> Task prompt:
Each entry below should be returned exactly as is, with the pictures removed.

> Information provided:
--- start ---
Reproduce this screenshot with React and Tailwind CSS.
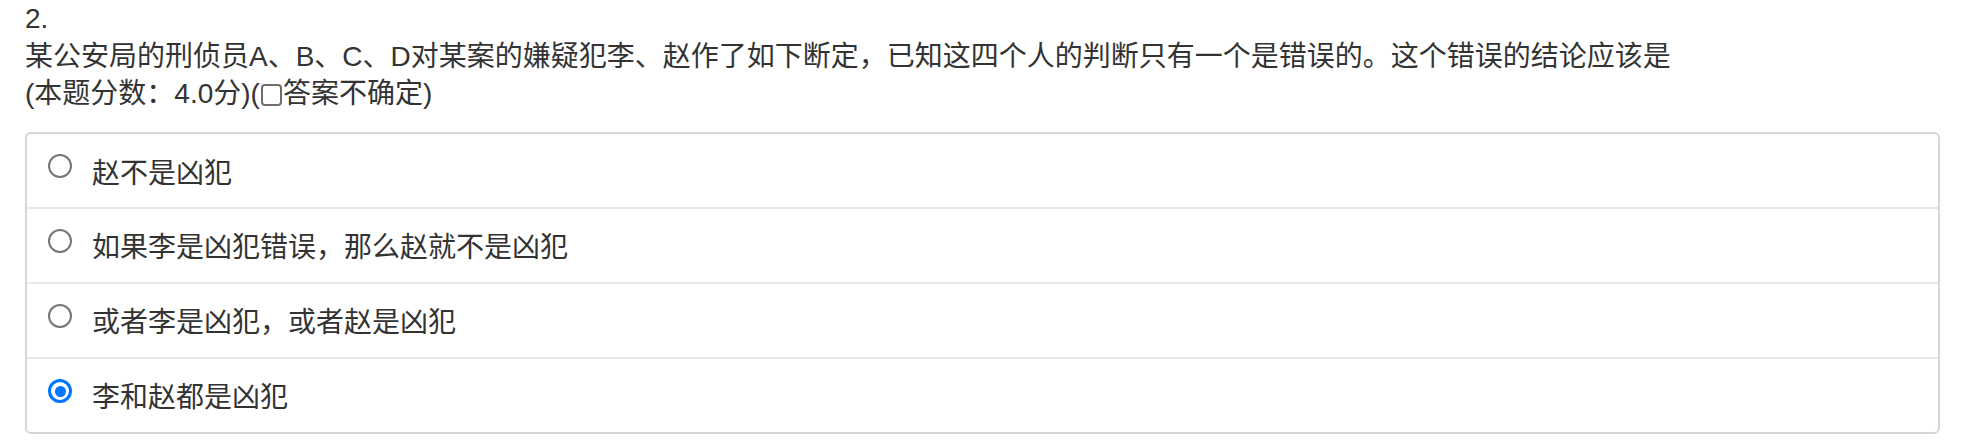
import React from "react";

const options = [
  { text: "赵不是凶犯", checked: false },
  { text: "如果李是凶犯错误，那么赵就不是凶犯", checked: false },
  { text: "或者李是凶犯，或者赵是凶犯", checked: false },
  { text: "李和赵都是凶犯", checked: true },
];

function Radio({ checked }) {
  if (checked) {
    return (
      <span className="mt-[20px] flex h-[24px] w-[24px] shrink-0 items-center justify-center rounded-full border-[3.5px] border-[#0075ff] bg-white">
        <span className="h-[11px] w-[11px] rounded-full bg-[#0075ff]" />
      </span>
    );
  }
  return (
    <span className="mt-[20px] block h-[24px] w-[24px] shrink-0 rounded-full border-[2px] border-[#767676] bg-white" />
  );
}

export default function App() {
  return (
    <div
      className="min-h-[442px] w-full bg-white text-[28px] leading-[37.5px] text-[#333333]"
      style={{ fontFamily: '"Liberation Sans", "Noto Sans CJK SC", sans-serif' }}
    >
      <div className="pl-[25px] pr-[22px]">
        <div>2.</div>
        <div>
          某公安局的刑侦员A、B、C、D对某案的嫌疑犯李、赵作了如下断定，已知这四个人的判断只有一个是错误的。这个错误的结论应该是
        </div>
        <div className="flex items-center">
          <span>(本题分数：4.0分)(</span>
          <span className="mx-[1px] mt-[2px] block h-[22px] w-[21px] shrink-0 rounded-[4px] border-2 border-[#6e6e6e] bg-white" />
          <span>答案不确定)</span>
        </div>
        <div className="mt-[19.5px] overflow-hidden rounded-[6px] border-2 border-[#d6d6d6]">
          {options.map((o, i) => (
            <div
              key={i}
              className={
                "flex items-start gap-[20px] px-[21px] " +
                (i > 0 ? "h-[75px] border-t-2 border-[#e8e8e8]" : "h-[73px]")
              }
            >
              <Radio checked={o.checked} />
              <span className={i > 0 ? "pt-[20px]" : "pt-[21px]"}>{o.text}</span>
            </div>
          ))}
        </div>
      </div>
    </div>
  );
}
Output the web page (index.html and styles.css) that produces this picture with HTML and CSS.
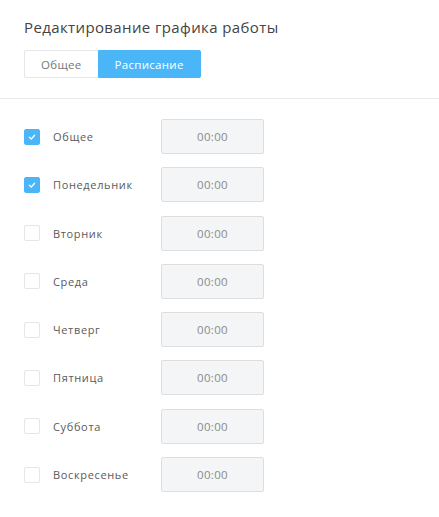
--- end ---
> Complete response:
Reproduce this screenshot with React and Tailwind CSS.
import React from "react";

const options = [
  { text: "赵不是凶犯", checked: false },
  { text: "如果李是凶犯错误，那么赵就不是凶犯", checked: false },
  { text: "或者李是凶犯，或者赵是凶犯", checked: false },
  { text: "李和赵都是凶犯", checked: true },
];

function Radio({ checked }) {
  if (checked) {
    return (
      <span className="mt-[20px] flex h-[24px] w-[24px] shrink-0 items-center justify-center rounded-full border-[3.5px] border-[#0075ff] bg-white">
        <span className="h-[11px] w-[11px] rounded-full bg-[#0075ff]" />
      </span>
    );
  }
  return (
    <span className="mt-[20px] block h-[24px] w-[24px] shrink-0 rounded-full border-[2px] border-[#767676] bg-white" />
  );
}

export default function App() {
  return (
    <div
      className="min-h-[442px] w-full bg-white text-[28px] leading-[37.5px] text-[#333333]"
      style={{ fontFamily: '"Liberation Sans", "Noto Sans CJK SC", sans-serif' }}
    >
      <div className="pl-[25px] pr-[22px]">
        <div>2.</div>
        <div>
          某公安局的刑侦员A、B、C、D对某案的嫌疑犯李、赵作了如下断定，已知这四个人的判断只有一个是错误的。这个错误的结论应该是
        </div>
        <div className="flex items-center">
          <span>(本题分数：4.0分)(</span>
          <span className="mx-[1px] mt-[2px] block h-[22px] w-[21px] shrink-0 rounded-[4px] border-2 border-[#6e6e6e] bg-white" />
          <span>答案不确定)</span>
        </div>
        <div className="mt-[19.5px] overflow-hidden rounded-[6px] border-2 border-[#d6d6d6]">
          {options.map((o, i) => (
            <div
              key={i}
              className={
                "flex items-start gap-[20px] px-[21px] " +
                (i > 0 ? "h-[75px] border-t-2 border-[#e8e8e8]" : "h-[73px]")
              }
            >
              <Radio checked={o.checked} />
              <span className={i > 0 ? "pt-[20px]" : "pt-[21px]"}>{o.text}</span>
            </div>
          ))}
        </div>
      </div>
    </div>
  );
}
Output the web page (index.html and styles.css) that produces this picture with HTML and CSS.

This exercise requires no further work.